◆ **SHORT PROBLEM**
Each line that follows should be printed again exactly as it stands.

◆ **DATASET ENTRIES**
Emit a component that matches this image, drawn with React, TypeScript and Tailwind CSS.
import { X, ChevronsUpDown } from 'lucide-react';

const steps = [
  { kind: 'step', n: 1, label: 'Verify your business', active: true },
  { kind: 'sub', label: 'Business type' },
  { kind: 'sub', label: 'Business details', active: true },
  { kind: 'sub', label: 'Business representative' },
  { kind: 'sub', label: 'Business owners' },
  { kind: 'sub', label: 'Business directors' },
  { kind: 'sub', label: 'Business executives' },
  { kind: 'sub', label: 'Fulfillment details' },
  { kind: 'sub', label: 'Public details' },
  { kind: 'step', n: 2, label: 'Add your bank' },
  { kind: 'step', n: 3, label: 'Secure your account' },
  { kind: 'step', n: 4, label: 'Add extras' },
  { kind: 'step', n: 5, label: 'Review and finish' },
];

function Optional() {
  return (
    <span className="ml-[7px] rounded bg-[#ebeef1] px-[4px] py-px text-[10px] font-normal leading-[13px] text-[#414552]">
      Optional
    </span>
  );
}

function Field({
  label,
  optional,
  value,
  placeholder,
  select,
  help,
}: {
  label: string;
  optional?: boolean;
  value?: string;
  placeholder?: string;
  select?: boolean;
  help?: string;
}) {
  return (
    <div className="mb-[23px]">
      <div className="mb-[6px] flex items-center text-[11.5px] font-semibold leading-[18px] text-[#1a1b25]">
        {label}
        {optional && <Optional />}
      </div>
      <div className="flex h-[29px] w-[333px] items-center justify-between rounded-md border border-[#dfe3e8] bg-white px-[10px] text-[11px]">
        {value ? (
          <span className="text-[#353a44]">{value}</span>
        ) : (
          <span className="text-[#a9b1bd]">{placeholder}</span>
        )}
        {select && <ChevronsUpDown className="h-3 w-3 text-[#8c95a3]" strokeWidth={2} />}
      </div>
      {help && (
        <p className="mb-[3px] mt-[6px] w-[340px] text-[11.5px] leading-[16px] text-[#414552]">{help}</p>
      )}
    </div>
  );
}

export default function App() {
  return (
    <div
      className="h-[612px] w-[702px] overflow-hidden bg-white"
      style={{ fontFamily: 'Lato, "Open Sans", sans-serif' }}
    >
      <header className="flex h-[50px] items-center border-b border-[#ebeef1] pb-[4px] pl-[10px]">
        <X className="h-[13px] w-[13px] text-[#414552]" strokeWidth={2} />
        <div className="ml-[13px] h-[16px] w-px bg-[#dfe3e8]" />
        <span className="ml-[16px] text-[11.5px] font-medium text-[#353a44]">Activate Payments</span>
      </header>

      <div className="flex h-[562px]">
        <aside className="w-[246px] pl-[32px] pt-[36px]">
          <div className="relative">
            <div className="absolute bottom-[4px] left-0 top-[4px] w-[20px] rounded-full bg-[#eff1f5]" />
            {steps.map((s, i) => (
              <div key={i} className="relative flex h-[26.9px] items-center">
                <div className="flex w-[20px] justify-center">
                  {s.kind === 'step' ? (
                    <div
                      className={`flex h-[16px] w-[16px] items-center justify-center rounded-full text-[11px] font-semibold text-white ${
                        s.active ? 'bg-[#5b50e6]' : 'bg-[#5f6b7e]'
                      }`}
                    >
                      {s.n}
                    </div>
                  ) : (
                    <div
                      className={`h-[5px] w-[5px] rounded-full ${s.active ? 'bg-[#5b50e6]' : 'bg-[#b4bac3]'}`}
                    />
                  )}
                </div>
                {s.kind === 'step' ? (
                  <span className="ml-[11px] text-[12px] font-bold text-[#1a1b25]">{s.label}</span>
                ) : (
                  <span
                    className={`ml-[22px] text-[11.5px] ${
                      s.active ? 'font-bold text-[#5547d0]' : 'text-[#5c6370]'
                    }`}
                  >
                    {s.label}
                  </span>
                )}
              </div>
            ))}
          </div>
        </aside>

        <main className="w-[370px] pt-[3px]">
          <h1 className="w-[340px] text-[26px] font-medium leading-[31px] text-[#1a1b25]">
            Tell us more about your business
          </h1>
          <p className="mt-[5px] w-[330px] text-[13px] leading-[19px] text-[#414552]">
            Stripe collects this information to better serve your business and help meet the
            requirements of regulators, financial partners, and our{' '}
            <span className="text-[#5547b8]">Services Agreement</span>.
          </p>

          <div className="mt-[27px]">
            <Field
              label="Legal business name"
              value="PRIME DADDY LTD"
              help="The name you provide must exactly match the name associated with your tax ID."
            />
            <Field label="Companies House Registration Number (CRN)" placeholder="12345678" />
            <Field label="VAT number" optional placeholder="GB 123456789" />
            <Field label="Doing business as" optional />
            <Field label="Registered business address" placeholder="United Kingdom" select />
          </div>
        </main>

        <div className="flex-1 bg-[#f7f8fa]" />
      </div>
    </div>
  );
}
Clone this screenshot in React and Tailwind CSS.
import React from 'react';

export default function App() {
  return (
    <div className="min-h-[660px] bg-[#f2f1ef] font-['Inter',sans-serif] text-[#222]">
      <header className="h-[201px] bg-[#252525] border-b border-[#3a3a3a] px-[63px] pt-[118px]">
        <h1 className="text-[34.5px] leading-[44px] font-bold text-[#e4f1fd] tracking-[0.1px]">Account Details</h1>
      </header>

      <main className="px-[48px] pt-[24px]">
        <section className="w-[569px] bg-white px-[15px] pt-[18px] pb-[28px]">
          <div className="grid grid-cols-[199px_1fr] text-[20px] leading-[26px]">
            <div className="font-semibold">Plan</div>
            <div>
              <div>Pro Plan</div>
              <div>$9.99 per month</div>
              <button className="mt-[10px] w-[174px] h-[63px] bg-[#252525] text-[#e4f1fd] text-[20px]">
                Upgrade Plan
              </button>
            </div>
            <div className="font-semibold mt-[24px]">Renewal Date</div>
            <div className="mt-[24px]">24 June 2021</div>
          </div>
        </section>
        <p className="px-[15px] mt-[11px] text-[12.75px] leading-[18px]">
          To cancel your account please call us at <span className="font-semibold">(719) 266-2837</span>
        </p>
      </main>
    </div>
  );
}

◆ **RESULT FOR THIS TASK**
Emit a component that matches this image, drawn with React, TypeScript and Tailwind CSS.
import { X, ChevronsUpDown } from 'lucide-react';

const steps = [
  { kind: 'step', n: 1, label: 'Verify your business', active: true },
  { kind: 'sub', label: 'Business type' },
  { kind: 'sub', label: 'Business details', active: true },
  { kind: 'sub', label: 'Business representative' },
  { kind: 'sub', label: 'Business owners' },
  { kind: 'sub', label: 'Business directors' },
  { kind: 'sub', label: 'Business executives' },
  { kind: 'sub', label: 'Fulfillment details' },
  { kind: 'sub', label: 'Public details' },
  { kind: 'step', n: 2, label: 'Add your bank' },
  { kind: 'step', n: 3, label: 'Secure your account' },
  { kind: 'step', n: 4, label: 'Add extras' },
  { kind: 'step', n: 5, label: 'Review and finish' },
];

function Optional() {
  return (
    <span className="ml-[7px] rounded bg-[#ebeef1] px-[4px] py-px text-[10px] font-normal leading-[13px] text-[#414552]">
      Optional
    </span>
  );
}

function Field({
  label,
  optional,
  value,
  placeholder,
  select,
  help,
}: {
  label: string;
  optional?: boolean;
  value?: string;
  placeholder?: string;
  select?: boolean;
  help?: string;
}) {
  return (
    <div className="mb-[23px]">
      <div className="mb-[6px] flex items-center text-[11.5px] font-semibold leading-[18px] text-[#1a1b25]">
        {label}
        {optional && <Optional />}
      </div>
      <div className="flex h-[29px] w-[333px] items-center justify-between rounded-md border border-[#dfe3e8] bg-white px-[10px] text-[11px]">
        {value ? (
          <span className="text-[#353a44]">{value}</span>
        ) : (
          <span className="text-[#a9b1bd]">{placeholder}</span>
        )}
        {select && <ChevronsUpDown className="h-3 w-3 text-[#8c95a3]" strokeWidth={2} />}
      </div>
      {help && (
        <p className="mb-[3px] mt-[6px] w-[340px] text-[11.5px] leading-[16px] text-[#414552]">{help}</p>
      )}
    </div>
  );
}

export default function App() {
  return (
    <div
      className="h-[612px] w-[702px] overflow-hidden bg-white"
      style={{ fontFamily: 'Lato, "Open Sans", sans-serif' }}
    >
      <header className="flex h-[50px] items-center border-b border-[#ebeef1] pb-[4px] pl-[10px]">
        <X className="h-[13px] w-[13px] text-[#414552]" strokeWidth={2} />
        <div className="ml-[13px] h-[16px] w-px bg-[#dfe3e8]" />
        <span className="ml-[16px] text-[11.5px] font-medium text-[#353a44]">Activate Payments</span>
      </header>

      <div className="flex h-[562px]">
        <aside className="w-[246px] pl-[32px] pt-[36px]">
          <div className="relative">
            <div className="absolute bottom-[4px] left-0 top-[4px] w-[20px] rounded-full bg-[#eff1f5]" />
            {steps.map((s, i) => (
              <div key={i} className="relative flex h-[26.9px] items-center">
                <div className="flex w-[20px] justify-center">
                  {s.kind === 'step' ? (
                    <div
                      className={`flex h-[16px] w-[16px] items-center justify-center rounded-full text-[11px] font-semibold text-white ${
                        s.active ? 'bg-[#5b50e6]' : 'bg-[#5f6b7e]'
                      }`}
                    >
                      {s.n}
                    </div>
                  ) : (
                    <div
                      className={`h-[5px] w-[5px] rounded-full ${s.active ? 'bg-[#5b50e6]' : 'bg-[#b4bac3]'}`}
                    />
                  )}
                </div>
                {s.kind === 'step' ? (
                  <span className="ml-[11px] text-[12px] font-bold text-[#1a1b25]">{s.label}</span>
                ) : (
                  <span
                    className={`ml-[22px] text-[11.5px] ${
                      s.active ? 'font-bold text-[#5547d0]' : 'text-[#5c6370]'
                    }`}
                  >
                    {s.label}
                  </span>
                )}
              </div>
            ))}
          </div>
        </aside>

        <main className="w-[370px] pt-[3px]">
          <h1 className="w-[340px] text-[26px] font-medium leading-[31px] text-[#1a1b25]">
            Tell us more about your business
          </h1>
          <p className="mt-[5px] w-[330px] text-[13px] leading-[19px] text-[#414552]">
            Stripe collects this information to better serve your business and help meet the
            requirements of regulators, financial partners, and our{' '}
            <span className="text-[#5547b8]">Services Agreement</span>.
          </p>

          <div className="mt-[27px]">
            <Field
              label="Legal business name"
              value="PRIME DADDY LTD"
              help="The name you provide must exactly match the name associated with your tax ID."
            />
            <Field label="Companies House Registration Number (CRN)" placeholder="12345678" />
            <Field label="VAT number" optional placeholder="GB 123456789" />
            <Field label="Doing business as" optional />
            <Field label="Registered business address" placeholder="United Kingdom" select />
          </div>
        </main>

        <div className="flex-1 bg-[#f7f8fa]" />
      </div>
    </div>
  );
}
Clone this screenshot in React and Tailwind CSS.
import React from 'react';

export default function App() {
  return (
    <div className="min-h-[660px] bg-[#f2f1ef] font-['Inter',sans-serif] text-[#222]">
      <header className="h-[201px] bg-[#252525] border-b border-[#3a3a3a] px-[63px] pt-[118px]">
        <h1 className="text-[34.5px] leading-[44px] font-bold text-[#e4f1fd] tracking-[0.1px]">Account Details</h1>
      </header>

      <main className="px-[48px] pt-[24px]">
        <section className="w-[569px] bg-white px-[15px] pt-[18px] pb-[28px]">
          <div className="grid grid-cols-[199px_1fr] text-[20px] leading-[26px]">
            <div className="font-semibold">Plan</div>
            <div>
              <div>Pro Plan</div>
              <div>$9.99 per month</div>
              <button className="mt-[10px] w-[174px] h-[63px] bg-[#252525] text-[#e4f1fd] text-[20px]">
                Upgrade Plan
              </button>
            </div>
            <div className="font-semibold mt-[24px]">Renewal Date</div>
            <div className="mt-[24px]">24 June 2021</div>
          </div>
        </section>
        <p className="px-[15px] mt-[11px] text-[12.75px] leading-[18px]">
          To cancel your account please call us at <span className="font-semibold">(719) 266-2837</span>
        </p>
      </main>
    </div>
  );
}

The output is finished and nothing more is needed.